Impact on Performance and Recovery

Understanding stress appraisal is crucial because it directly affects both athletic performance and recovery:

  1. Performance: Chronic stress can lead to muscle tension, decreased coordination, and impaired decision-making abilities, all of which can significantly undermine an athlete's performance
  2. Recovery: Stress can interfere with the body's healing processes, suppressing the immune system and inhibiting inflammation, which are essential for injury recovery.

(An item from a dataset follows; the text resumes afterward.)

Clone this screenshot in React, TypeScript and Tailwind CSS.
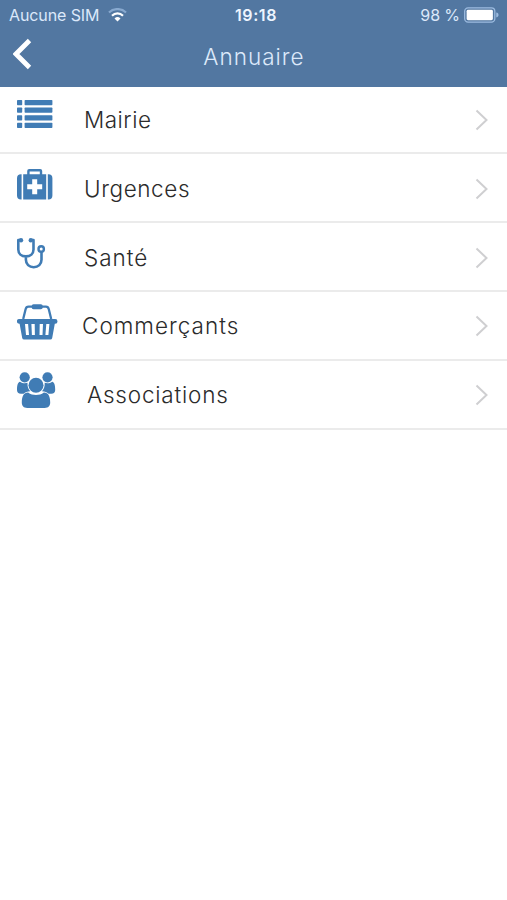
import type { ReactNode } from 'react'

interface Entry {
  label: string
  icon: ReactNode
  rowClass: string
  labelClass: string
  chevronClass: string
}

function ListIcon() {
  return (
    <svg width="36" height="29" viewBox="0 0 36 29" fill="currentColor">
      {[0, 7.6, 15.2, 22.8].map((y) => (
        <g key={y}>
          <rect x="0" y={y} width="5.2" height="5.2" rx="0.7" />
          <rect x="7.6" y={y} width="27.8" height="5.2" rx="0.7" />
        </g>
      ))}
    </svg>
  )
}

function MedkitIcon() {
  return (
    <svg width="36" height="32" viewBox="0 0 36 32" fill="currentColor">
      <path d="M4.6 5.2v25.2H4a4 4 0 0 1-4-4V9.2a4 4 0 0 1 4-4z" />
      <path d="M30.8 5.2v25.2h.6a4 4 0 0 0 4-4V9.2a4 4 0 0 0-4-4z" />
      <path
        fillRule="evenodd"
        d="M6.2 5.200h4V2a2 2 0 0 1 2-2h11a2 2 0 0 1 2 2v3.200h4v25.200h-23zM12.600 5.200h10.200V2.500H12.600zM15.200 10.200v5h-5v5h5v5h5v-5h5v-5h-5v-5z"
      />
    </svg>
  )
}

function StethoscopeIcon() {
  return (
    <svg width="29" height="32" viewBox="0 0 29 32" fill="none">
      <path
        d="M3.500 2H1.300v9.500c0 4 3.100 6.900 7.600 6.900s7.600-2.900 7.600-6.900V2h-2.200M8.900 18.500v3.300c0 4.300 3.200 7.400 7.800 7.400s7.800-3.100 7.800-7.400v-8"
        stroke="currentColor"
        strokeWidth="2.600"
        strokeLinejoin="round"
      />
      <circle cx="4" cy="2.200" r="2.200" fill="currentColor" />
      <circle cx="13.800" cy="2.200" r="2.200" fill="currentColor" />
      <circle cx="24.200" cy="11" r="2.700" stroke="currentColor" strokeWidth="2.400" />
    </svg>
  )
}

function BasketIcon() {
  return (
    <svg width="41" height="37" viewBox="0 0 41 37" fill="currentColor">
      <path
        d="M6.200 15 8.600 5.200c.4-1.700 1.300-2.500 2.900-2.500h17.400c1.600 0 2.500.8 2.900 2.500L34.200 15"
        fill="none"
        stroke="currentColor"
        strokeWidth="2.300"
      />
      <rect x="14.700" y="0.200" width="11" height="5" rx="1.800" />
      <path
        fillRule="evenodd"
        d="M2.200 15.100h36a2.300 2.300 0 0 1 0 4.600h-.4L35.200 34a2 2 0 0 1-2 1.600H7.200a2 2 0 0 1-2-1.600L2.600 19.700h-.4a2.300 2.300 0 0 1 0-4.600zM8 19.900l1 11.200h3l-.9-11.200zM14.400 19.900l.5 11.200h3l-.2-11.200zM22.700 19.900l-.2 11.200h3l.5-11.200zM29.300 19.900l-.9 11.200h3l1-11.200z"
      />
    </svg>
  )
}

function UsersIcon() {
  return (
    <svg width="39" height="37" viewBox="0 0 39 37" fill="currentColor">
      <circle cx="7.700" cy="5.300" r="5.100" />
      <circle cx="30.500" cy="5.300" r="5.100" />
      <path d="M3 9.700c1.700 1.300 3 1.600 4.800 1.600 1 0 1.800-.2 2.700-.5-.2 4 .8 6.200 2.700 8.400-2.900.1-5 .9-6.600 2.500H4c-2.700 0-4-1.200-4-3.600 0-4.400.6-7.800 3-8.400z" />
      <path d="M35.200 9.700c-1.700 1.300-3 1.600-4.800 1.600-1 0-1.800-.2-2.700-.5.2 4-.8 6.200-2.700 8.400 2.900.1 5 .9 6.600 2.500h2.600c2.700 0 4-1.200 4-3.600 0-4.400-.6-7.800-3-8.400z" />
      <circle cx="19" cy="13.200" r="7.500" />
      <path d="M11.100 20.500c2.500 1.800 4.900 2.500 7.900 2.500s5.400-.7 7.900-2.500c4.500 0 6.300 4 6.300 10 0 3.600-2 5.400-5.400 5.400H10.200c-3.400 0-5.400-1.800-5.400-5.400 0-6 1.800-10 6.300-10z" />
    </svg>
  )
}

const entries: Entry[] = [
  {
    label: 'Mairie',
    icon: <ListIcon />,
    rowClass: 'h-[67px] pt-[13px]',
    labelClass: 'ml-[67px] mt-[3px] tracking-[0.5px]',
    chevronClass: 'mt-[9px]',
  },
  {
    label: 'Urgences',
    icon: <MedkitIcon />,
    rowClass: 'h-[69px] pt-[15px]',
    labelClass: 'ml-[67px] mt-[3px] tracking-[0.6px]',
    chevronClass: 'mt-[9px]',
  },
  {
    label: 'Santé',
    icon: <StethoscopeIcon />,
    rowClass: 'h-[69px] pt-[15px]',
    labelClass: 'ml-[67px] mt-[3px] tracking-[1px]',
    chevronClass: 'mt-[9px]',
  },
  {
    label: 'Commerçants',
    icon: <BasketIcon />,
    rowClass: 'h-[69px] pt-[12px]',
    labelClass: 'ml-[65px] mt-[5px] tracking-[1px]',
    chevronClass: 'mt-[11px]',
  },
  {
    label: 'Associations',
    icon: <UsersIcon />,
    rowClass: 'h-[69px] pt-[11px]',
    labelClass: 'ml-[70px] mt-[6px] tracking-[0.8px]',
    chevronClass: 'mt-[12px]',
  },
]

function StatusBar() {
  return (
    <div className="grid h-[30px] grid-cols-3 items-center pl-[9px] pr-[8px] text-[16px] leading-none text-[#dbe8fa]">
      <div className="flex items-center gap-[9px]">
        <span className="whitespace-nowrap tracking-[-0.1px]">Aucune SIM</span>
        <svg width="19" height="14" viewBox="0 0 19 14" fill="none">
          <path d="M1 4.500a12.200 12.200 0 0 1 17 0" stroke="#88a9cf" strokeWidth="2.200" />
          <path d="M4 7.700a7.900 7.900 0 0 1 11 0" stroke="#fff" strokeWidth="2.200" />
          <path d="m9.500 13.500-3-3.100a4.300 4.300 0 0 1 6 0z" fill="#fff" />
        </svg>
      </div>
      <span className="pl-[4px] text-center font-semibold tracking-[0.6px] text-[#edf5ff]">19:18</span>
      <div className="flex items-center justify-end gap-[4px]">
        <span className="whitespace-nowrap tracking-[-0.1px]">98 %</span>
        <svg width="35" height="16" viewBox="0 0 36 16">
          <rect x="0.700" y="0.700" width="31" height="14.600" rx="3.500" fill="none" stroke="#9dbce0" strokeWidth="1.300" />
          <rect x="2.700" y="2.700" width="27" height="10.600" rx="1.500" fill="#fff" />
          <path d="M33.200 5.500c1.500.3 2.300 1.200 2.300 2.500s-.8 2.200-2.300 2.500z" fill="#9dbce0" />
        </svg>
      </div>
    </div>
  )
}

export default function App() {
  return (
    <div className="min-h-[900px] w-full bg-white font-['Inter',sans-serif]">
      <header className="h-[87px] bg-[#5277a1]">
        <StatusBar />
        <div className="grid h-[54px] grid-cols-3 items-center px-[13px]">
          <svg width="19" height="32" viewBox="0 0 19 32" fill="none" className="-mt-[6px]">
            <path d="M16.500 2.500 3 16l13.500 13.500" stroke="#fff" strokeWidth="4.800" />
          </svg>
          <h1 className="pl-px text-center text-[22.500px] font-light leading-none tracking-[1px] text-[#dce9fa]">
            Annuaire
          </h1>
        </div>
      </header>
      <ul>
        {entries.map((entry) => (
          <li
            key={entry.label}
            className={`flex items-start border-b-2 border-[#ebebeb] pl-[17px] pr-[18px] ${entry.rowClass}`}
          >
            <span className="w-0 text-[#407cb5]">{entry.icon}</span>
            <span className={`text-[22.500px] font-light leading-[34px] text-[#2b2b2b] ${entry.labelClass}`}>
              {entry.label}
            </span>
            <svg
              width="14"
              height="22"
              viewBox="0 0 14 22"
              fill="none"
              className={`ml-auto ${entry.chevronClass}`}
            >
              <path d="m1.500 1.500 10 9.500-10 9.500" stroke="#cfcfd1" strokeWidth="2" />
            </svg>
          </li>
        ))}
      </ul>
    </div>
  )
}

Mental Toughness and Stress Appraisal

Research has shown that athletes high in mental toughness are more likely to perceive stressful events as challenges rather than threats. This underscores the importance of developing mental toughness as a means of improving stress appraisal and, consequently, performance.

Implications for Athletes and Coaches

By focusing research on stress appraisal in sports, we can:

  1. Develop more effective stress management techniques for athletes.
  2. Train athletes to reframe threatening situations as challenges.
  3. Enhance coping strategies and resilience in high-pressure environments.
  4. Improve performance by optimizing an athlete's cognitive and emotional responses to stressors.

Leading Forward

Stress appraisal is a critical factor in determining athletic performance and recovery. By studying and understanding this process, we can equip athletes with the tools they need to thrive under pressure, manage stress effectively, and achieve peak performance. This makes stress appraisal a vital area of focus and one of the reasons why we chose to lead with this area of focus for our ongoing research and development.